What you should do:
Gather up every line that includes the string "with".
-- Start of Records to use --
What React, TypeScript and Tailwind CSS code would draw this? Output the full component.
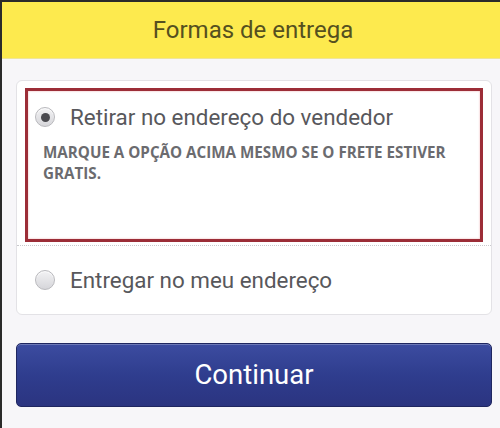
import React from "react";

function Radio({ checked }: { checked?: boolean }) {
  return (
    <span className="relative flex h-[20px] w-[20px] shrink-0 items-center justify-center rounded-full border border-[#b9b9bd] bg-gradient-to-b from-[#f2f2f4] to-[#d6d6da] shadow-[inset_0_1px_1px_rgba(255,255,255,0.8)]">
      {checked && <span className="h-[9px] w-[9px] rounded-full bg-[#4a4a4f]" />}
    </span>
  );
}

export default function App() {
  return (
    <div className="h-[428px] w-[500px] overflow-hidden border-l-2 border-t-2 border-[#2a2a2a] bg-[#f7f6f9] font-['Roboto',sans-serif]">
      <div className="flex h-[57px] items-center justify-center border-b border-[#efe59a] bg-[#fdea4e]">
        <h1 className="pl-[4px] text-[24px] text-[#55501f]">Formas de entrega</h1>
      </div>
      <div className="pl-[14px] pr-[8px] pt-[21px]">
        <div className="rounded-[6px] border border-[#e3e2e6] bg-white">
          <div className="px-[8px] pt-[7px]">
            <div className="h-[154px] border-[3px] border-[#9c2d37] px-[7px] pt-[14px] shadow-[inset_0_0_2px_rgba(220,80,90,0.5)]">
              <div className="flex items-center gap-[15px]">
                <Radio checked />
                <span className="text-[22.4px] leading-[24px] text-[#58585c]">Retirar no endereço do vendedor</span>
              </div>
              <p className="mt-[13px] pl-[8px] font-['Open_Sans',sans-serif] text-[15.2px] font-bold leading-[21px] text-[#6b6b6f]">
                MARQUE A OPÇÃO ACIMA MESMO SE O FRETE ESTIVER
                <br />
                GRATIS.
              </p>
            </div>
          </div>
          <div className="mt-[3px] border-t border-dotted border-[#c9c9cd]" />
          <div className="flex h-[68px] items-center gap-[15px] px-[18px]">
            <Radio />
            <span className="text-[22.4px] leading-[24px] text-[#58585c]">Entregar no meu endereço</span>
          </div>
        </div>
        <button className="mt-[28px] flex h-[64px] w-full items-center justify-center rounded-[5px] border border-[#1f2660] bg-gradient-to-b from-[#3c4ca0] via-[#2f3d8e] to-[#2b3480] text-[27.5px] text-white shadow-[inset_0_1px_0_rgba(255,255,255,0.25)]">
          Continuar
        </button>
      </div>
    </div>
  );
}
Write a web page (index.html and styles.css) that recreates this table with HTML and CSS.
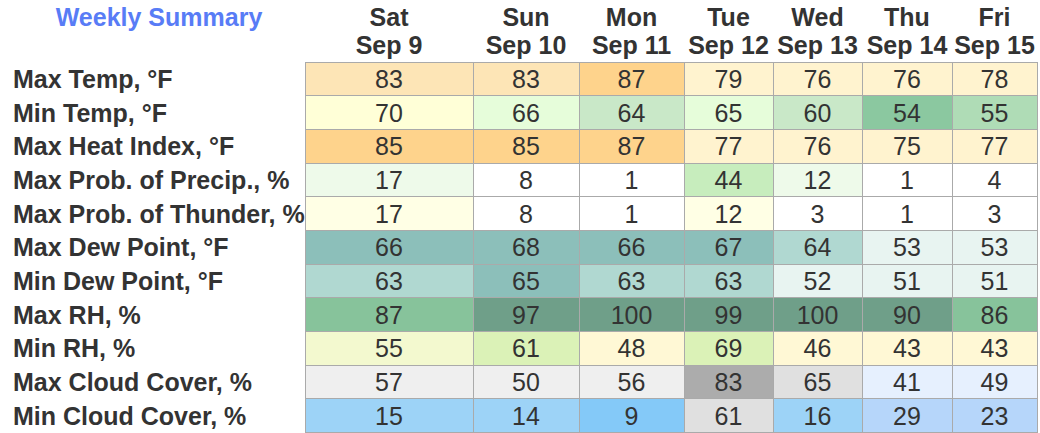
-- End of Records to use --
-- Start of Records to use --
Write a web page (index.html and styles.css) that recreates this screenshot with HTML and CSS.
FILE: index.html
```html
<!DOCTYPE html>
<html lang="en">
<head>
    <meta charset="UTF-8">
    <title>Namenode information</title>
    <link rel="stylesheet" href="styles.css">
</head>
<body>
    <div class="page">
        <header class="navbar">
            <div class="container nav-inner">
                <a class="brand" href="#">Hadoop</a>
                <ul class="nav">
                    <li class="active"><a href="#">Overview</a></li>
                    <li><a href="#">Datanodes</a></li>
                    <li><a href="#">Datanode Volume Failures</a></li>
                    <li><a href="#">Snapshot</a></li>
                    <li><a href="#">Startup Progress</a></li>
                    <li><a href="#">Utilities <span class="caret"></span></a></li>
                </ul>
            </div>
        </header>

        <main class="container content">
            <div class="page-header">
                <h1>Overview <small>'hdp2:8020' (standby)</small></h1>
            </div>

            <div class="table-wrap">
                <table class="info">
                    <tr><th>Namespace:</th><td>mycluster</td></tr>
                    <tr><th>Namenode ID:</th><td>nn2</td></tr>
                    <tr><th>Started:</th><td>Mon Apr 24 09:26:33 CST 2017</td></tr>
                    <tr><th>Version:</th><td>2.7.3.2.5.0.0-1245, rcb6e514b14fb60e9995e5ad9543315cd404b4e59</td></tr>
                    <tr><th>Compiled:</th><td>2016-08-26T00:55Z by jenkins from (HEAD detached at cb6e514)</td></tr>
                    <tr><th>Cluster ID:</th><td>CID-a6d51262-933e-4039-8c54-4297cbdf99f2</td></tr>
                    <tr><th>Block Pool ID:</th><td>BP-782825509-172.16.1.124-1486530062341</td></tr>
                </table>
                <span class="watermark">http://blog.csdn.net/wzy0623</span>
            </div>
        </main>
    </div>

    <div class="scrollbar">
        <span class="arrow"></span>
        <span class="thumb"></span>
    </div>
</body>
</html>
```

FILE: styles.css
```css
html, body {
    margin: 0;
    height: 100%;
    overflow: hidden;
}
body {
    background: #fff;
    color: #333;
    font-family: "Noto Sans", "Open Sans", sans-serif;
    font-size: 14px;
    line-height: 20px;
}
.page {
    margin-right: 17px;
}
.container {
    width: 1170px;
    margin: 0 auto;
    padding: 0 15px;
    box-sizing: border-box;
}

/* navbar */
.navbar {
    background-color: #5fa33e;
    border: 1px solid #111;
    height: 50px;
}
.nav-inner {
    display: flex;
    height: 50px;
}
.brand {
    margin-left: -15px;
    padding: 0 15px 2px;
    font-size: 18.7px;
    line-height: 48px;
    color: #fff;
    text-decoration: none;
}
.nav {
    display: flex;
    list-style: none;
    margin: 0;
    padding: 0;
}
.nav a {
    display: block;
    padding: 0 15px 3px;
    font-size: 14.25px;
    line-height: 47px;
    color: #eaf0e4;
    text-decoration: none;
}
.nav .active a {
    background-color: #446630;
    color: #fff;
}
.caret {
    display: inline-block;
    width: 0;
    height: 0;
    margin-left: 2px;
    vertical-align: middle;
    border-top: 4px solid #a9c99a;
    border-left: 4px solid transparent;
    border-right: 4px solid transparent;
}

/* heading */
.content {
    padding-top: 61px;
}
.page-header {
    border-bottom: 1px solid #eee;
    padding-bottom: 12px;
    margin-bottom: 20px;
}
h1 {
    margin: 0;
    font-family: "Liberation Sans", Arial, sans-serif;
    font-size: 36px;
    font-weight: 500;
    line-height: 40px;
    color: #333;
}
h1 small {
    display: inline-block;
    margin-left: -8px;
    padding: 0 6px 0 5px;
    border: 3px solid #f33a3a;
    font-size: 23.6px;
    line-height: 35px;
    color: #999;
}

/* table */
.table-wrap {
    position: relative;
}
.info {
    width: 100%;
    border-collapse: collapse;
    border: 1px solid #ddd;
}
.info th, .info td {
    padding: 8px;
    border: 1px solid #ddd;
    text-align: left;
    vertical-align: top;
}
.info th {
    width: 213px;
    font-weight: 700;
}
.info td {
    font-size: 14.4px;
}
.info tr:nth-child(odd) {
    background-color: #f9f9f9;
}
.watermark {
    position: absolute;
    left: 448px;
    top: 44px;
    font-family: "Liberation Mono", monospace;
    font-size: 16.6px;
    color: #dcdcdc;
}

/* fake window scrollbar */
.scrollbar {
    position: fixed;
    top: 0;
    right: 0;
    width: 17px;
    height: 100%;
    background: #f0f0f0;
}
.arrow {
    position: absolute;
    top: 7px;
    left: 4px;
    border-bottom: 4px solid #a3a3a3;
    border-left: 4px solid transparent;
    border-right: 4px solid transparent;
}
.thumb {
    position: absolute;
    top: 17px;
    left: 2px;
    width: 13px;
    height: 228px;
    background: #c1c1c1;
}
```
-- End of Records to use --
Solution to the exercise:
Write a web page (index.html and styles.css) that recreates this table with HTML and CSS.
Write a web page (index.html and styles.css) that recreates this screenshot with HTML and CSS.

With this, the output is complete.